**TO BE DONE:** Return every record below exactly as written, but leave out the pictures.

**DATA FOR THIS EXERCISE:**

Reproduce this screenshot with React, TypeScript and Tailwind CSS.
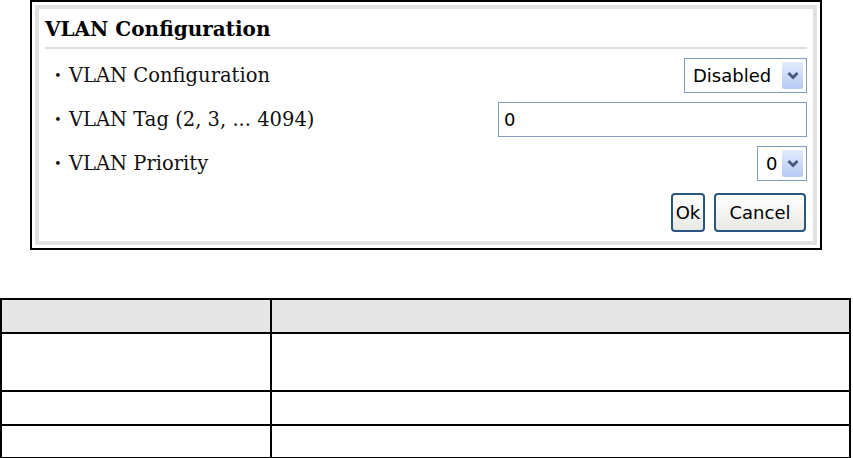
import React from "react";

const serif = { fontFamily: '"DejaVu Serif", "Liberation Serif", serif' };

const Chevron: React.FC = () => (
  <span className="flex h-full w-[21px] items-center justify-center rounded-[2px] bg-gradient-to-b from-[#e3ebfc] to-[#b5c9f4]">
    <svg width="12" height="9" viewBox="0 0 12 9">
      <path d="M1.5 2 L6 6.5 L10.5 2" fill="none" stroke="#45597f" strokeWidth="2.8" />
    </svg>
  </span>
);

const Select: React.FC<{ value: string; width: string }> = ({ value, width }) => (
  <div className={`flex h-[35px] ${width} items-center justify-between border border-[#7f9db9] bg-white py-[3px] pl-[8px] pr-[3px]`}>
    <span className="text-[18px] leading-none text-black">{value}</span>
    <Chevron />
  </div>
);

const Label: React.FC<{ text: string }> = ({ text }) => (
  <div className="flex items-center text-[19.5px] text-[#111]" style={serif}>
    <span className="w-[15px] text-[13px]">•</span>
    <span>{text}</span>
  </div>
);

export default function App() {
  return (
    <div className="h-[458px] w-[853px] bg-white" style={{ fontFamily: '"DejaVu Sans", Tahoma, sans-serif' }}>
      {/* Config panel */}
      <div className="ml-[30px] h-[250px] w-[792px] border-2 border-black p-[3px]">
        <div className="flex h-full flex-col border-4 border-[#e1e1e1] px-[6px]">
          <div className="flex h-[40px] items-end border-b-2 border-[#dddddd] pb-[8px]">
            <h1 className="text-[20px] font-bold leading-none text-black" style={serif}>VLAN Configuration</h1>
          </div>
          <div className="flex flex-col gap-[9px] pt-[9px] pl-[9px]">
            <div className="flex h-[35px] items-center justify-between">
              <Label text="VLAN Configuration" />
              <Select value="Disabled" width="w-[123px]" />
            </div>
            <div className="flex h-[35px] items-center justify-between">
              <Label text="VLAN Tag (2, 3, ... 4094)" />
              <div className="flex h-[35px] w-[309px] items-center border border-[#7f9db9] bg-white pl-[5px] text-[18px] text-black">0</div>
            </div>
            <div className="flex h-[35px] items-center justify-between">
              <Label text="VLAN Priority" />
              <Select value="0" width="w-[50px]" />
            </div>
            <div className="mt-[3px] flex justify-end gap-[9px] pr-[1px]">
              <button className="h-[39px] w-[34px] rounded-[4px] border-2 border-[#2c5680] bg-gradient-to-b from-white to-[#e8e8e4] text-[18px] text-black">Ok</button>
              <button className="h-[39px] w-[92px] rounded-[4px] border-2 border-[#2c5680] bg-gradient-to-b from-white to-[#e8e8e4] text-[18px] text-black">Cancel</button>
            </div>
          </div>
        </div>
      </div>

      {/* Table */}
      <table className="mt-[48px] w-[851px] border-collapse border-2 border-black">
        <tbody>
          <tr className="h-[34px] bg-[#e6e6e6]">
            <td className="w-[270px] border-2 border-black"></td>
            <td className="border-2 border-black"></td>
          </tr>
          <tr className="h-[58px]">
            <td className="border-2 border-black"></td>
            <td className="border-2 border-black"></td>
          </tr>
          <tr className="h-[34px]">
            <td className="border-2 border-black"></td>
            <td className="border-2 border-black"></td>
          </tr>
          <tr className="h-[33px]">
            <td className="border-2 border-black"></td>
            <td className="border-2 border-black"></td>
          </tr>
        </tbody>
      </table>
    </div>
  );
}
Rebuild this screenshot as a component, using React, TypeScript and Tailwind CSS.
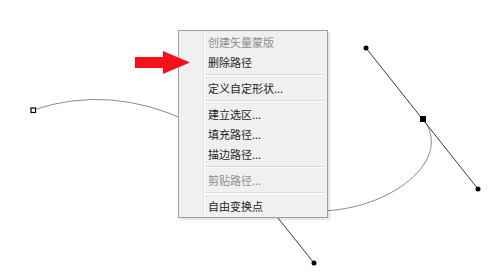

**COMPLETE OUTPUT:**
Reproduce this screenshot with React, TypeScript and Tailwind CSS.
import React from "react";

const serif = { fontFamily: '"DejaVu Serif", "Liberation Serif", serif' };

const Chevron: React.FC = () => (
  <span className="flex h-full w-[21px] items-center justify-center rounded-[2px] bg-gradient-to-b from-[#e3ebfc] to-[#b5c9f4]">
    <svg width="12" height="9" viewBox="0 0 12 9">
      <path d="M1.5 2 L6 6.5 L10.5 2" fill="none" stroke="#45597f" strokeWidth="2.8" />
    </svg>
  </span>
);

const Select: React.FC<{ value: string; width: string }> = ({ value, width }) => (
  <div className={`flex h-[35px] ${width} items-center justify-between border border-[#7f9db9] bg-white py-[3px] pl-[8px] pr-[3px]`}>
    <span className="text-[18px] leading-none text-black">{value}</span>
    <Chevron />
  </div>
);

const Label: React.FC<{ text: string }> = ({ text }) => (
  <div className="flex items-center text-[19.5px] text-[#111]" style={serif}>
    <span className="w-[15px] text-[13px]">•</span>
    <span>{text}</span>
  </div>
);

export default function App() {
  return (
    <div className="h-[458px] w-[853px] bg-white" style={{ fontFamily: '"DejaVu Sans", Tahoma, sans-serif' }}>
      {/* Config panel */}
      <div className="ml-[30px] h-[250px] w-[792px] border-2 border-black p-[3px]">
        <div className="flex h-full flex-col border-4 border-[#e1e1e1] px-[6px]">
          <div className="flex h-[40px] items-end border-b-2 border-[#dddddd] pb-[8px]">
            <h1 className="text-[20px] font-bold leading-none text-black" style={serif}>VLAN Configuration</h1>
          </div>
          <div className="flex flex-col gap-[9px] pt-[9px] pl-[9px]">
            <div className="flex h-[35px] items-center justify-between">
              <Label text="VLAN Configuration" />
              <Select value="Disabled" width="w-[123px]" />
            </div>
            <div className="flex h-[35px] items-center justify-between">
              <Label text="VLAN Tag (2, 3, ... 4094)" />
              <div className="flex h-[35px] w-[309px] items-center border border-[#7f9db9] bg-white pl-[5px] text-[18px] text-black">0</div>
            </div>
            <div className="flex h-[35px] items-center justify-between">
              <Label text="VLAN Priority" />
              <Select value="0" width="w-[50px]" />
            </div>
            <div className="mt-[3px] flex justify-end gap-[9px] pr-[1px]">
              <button className="h-[39px] w-[34px] rounded-[4px] border-2 border-[#2c5680] bg-gradient-to-b from-white to-[#e8e8e4] text-[18px] text-black">Ok</button>
              <button className="h-[39px] w-[92px] rounded-[4px] border-2 border-[#2c5680] bg-gradient-to-b from-white to-[#e8e8e4] text-[18px] text-black">Cancel</button>
            </div>
          </div>
        </div>
      </div>

      {/* Table */}
      <table className="mt-[48px] w-[851px] border-collapse border-2 border-black">
        <tbody>
          <tr className="h-[34px] bg-[#e6e6e6]">
            <td className="w-[270px] border-2 border-black"></td>
            <td className="border-2 border-black"></td>
          </tr>
          <tr className="h-[58px]">
            <td className="border-2 border-black"></td>
            <td className="border-2 border-black"></td>
          </tr>
          <tr className="h-[34px]">
            <td className="border-2 border-black"></td>
            <td className="border-2 border-black"></td>
          </tr>
          <tr className="h-[33px]">
            <td className="border-2 border-black"></td>
            <td className="border-2 border-black"></td>
          </tr>
        </tbody>
      </table>
    </div>
  );
}
Rebuild this screenshot as a component, using React, TypeScript and Tailwind CSS.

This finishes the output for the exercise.